В словах Саши есть здравое зерно, но это семя доверия не приживается на почве, залитой ядом лжи.
Марич игнорирует мой сарказм:
– Окончательно я понял, что тебе угрожает не просто неприятная медицинская процедура, а нечто посерьезнее незадолго до твоего возвращения. Услышал обрывок телефонного разговора Дмитрия. Он орал в трубку, что им нужно ускориться. Жена готова к пересадке, а донор удачно возвращается в день твоего прилета. Что все можно будет устроить по дороге из аэропорта. А потом представить, как аварию.
Это уже не камни, это валуны, катящиеся на меня с горы. Они давят меня.
Сухими глазами я смотрю в потолок.
Удачно. Наверное, после «аварии» родители бы дали добро на использование органов для донорства, а то, что я еще жива, это мелочи. Да и скрыть кому пересадили тоже не слишком большая проблема. А "маму" в больнице всегда можно объяснить тяжелым ударом от потери.
Уверена, все было продумано в деталях. Отец любил планирование.
– Долгое время меня сбивало с толку, почему они тянули, – задумчиво проговорил Марич.
– После последней операции, наступило что-то вроде ремиссии. Не хотели рисковать лишний раз, наверное. У мамы была аллергия на очень многие препараты. Видимо, ситуация ухудшилась.
Меня корежило от того, что я по-прежнему про себя их называю «отец» и «мать». Какое слово можно подобрать для этих людей?
– После похорон я заглянул в сейф Суворова и нашел там то же, что и ты. Макс сейчас занимается этой клиникой и еще кое-каким вопросом. Сложности в том, что головной офис не в России, но думаю, Лютый справится, у него есть солидные друзья.
А мне все не давала покоя одна мысль.
– Ты знал, что я не доеду до дома и ничего не сделал. Тебе настолько на всех плевать?
– Откуда ты знаешь, что я ничего не сделал? – ровно ответил Марич. – Но Суворовы сдохли, и туда им и дорога.
– Спаситель, – выплевываю я. – Какое благородство.
– Я с самого начала говорил тебе, что рыцарь из меня хреновый, Настя.
– Это уже я поняла. Тебе же пришло в голову шантажировать меня постелью после всего того, что ты обо мне узнал.

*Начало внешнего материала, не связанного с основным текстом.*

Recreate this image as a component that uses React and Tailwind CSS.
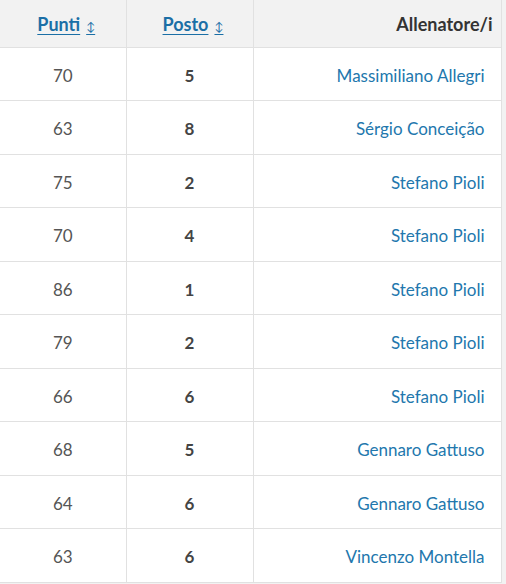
const rows = [
  ['70', '5', 'Massimiliano Allegri'],
  ['63', '8', 'Sérgio Conceição'],
  ['75', '2', 'Stefano Pioli'],
  ['70', '4', 'Stefano Pioli'],
  ['86', '1', 'Stefano Pioli'],
  ['79', '2', 'Stefano Pioli'],
  ['66', '6', 'Stefano Pioli'],
  ['68', '5', 'Gennaro Gattuso'],
  ['64', '6', 'Gennaro Gattuso'],
  ['63', '6', 'Vincenzo Montella'],
];

const SortHeader = ({ label }) => (
  <a href="#" className="text-[#1b6fa6] font-bold">
    <span className="underline underline-offset-[3px]">{label}</span>
    <span className="underline underline-offset-[3px] text-[12px] font-normal ml-[6px]">↕</span>
  </a>
);

export default function App() {
  return (
    <div className="w-[506px] h-[584px] bg-[#f2f2f2] overflow-hidden font-['Lato',sans-serif] text-[17px]">
      <table className="w-[501px] border-collapse bg-white table-fixed">
        <colgroup>
          <col className="w-[126px]" />
          <col className="w-[127px]" />
          <col className="w-[248px]" />
        </colgroup>
        <thead>
          <tr className="h-[47px] bg-[#f2f2f2] text-[18px]">
            <th className="border border-[#e1e1e1] border-t-0 border-l-0 text-center pt-[2px] pl-[7px]">
              <SortHeader label="Punti" />
            </th>
            <th className="border border-[#e1e1e1] border-t-0 text-center pt-[2px] pl-[7px]">
              <SortHeader label="Posto" />
            </th>
            <th className="border border-[#e1e1e1] border-t-0 text-right pr-[8px] pt-[2px] font-bold text-[#333]">
              Allenatore/i
            </th>
          </tr>
        </thead>
        <tbody>
          {rows.map((r, i) => (
            <tr key={i} className="h-[53.5px]">
              <td className="border border-[#e1e1e1] border-l-0 text-center text-[#555] pt-[3px]">{r[0]}</td>
              <td className="border border-[#e1e1e1] text-center font-bold text-[#444] pt-[3px]">{r[1]}</td>
              <td className="border border-[#e1e1e1] text-right pr-[16px] pt-[3px]">
                <a href="#" className="text-[#2277ad]">{r[2]}</a>
              </td>
            </tr>
          ))}
        </tbody>
      </table>
    </div>
  );
}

Саша поднялся из кресла, подошел к постели и навис надо мной:
– Уверена?
– Уверена. А как еще это расценить?
– Я не собирался тебе ничего рассказывать про это донорство. Это не имело смысла. Меня просто бесило, как ты убиваешься по этим тварям.
– Так бесился, что решил трахнуть? – вызверилась я.
– Это не связано.
– Не хочу тебя видеть, – шиплю я в ненавистное лицо.
Марич, тяжело на меня посмотрев, выходит из комнаты и тихо прикрывает за собой дверь.
Мне кажется, хуже уже и быть не может.
Остается только выяснить, кто хочет меня убить, и я навсегда уеду из этого проклятого города.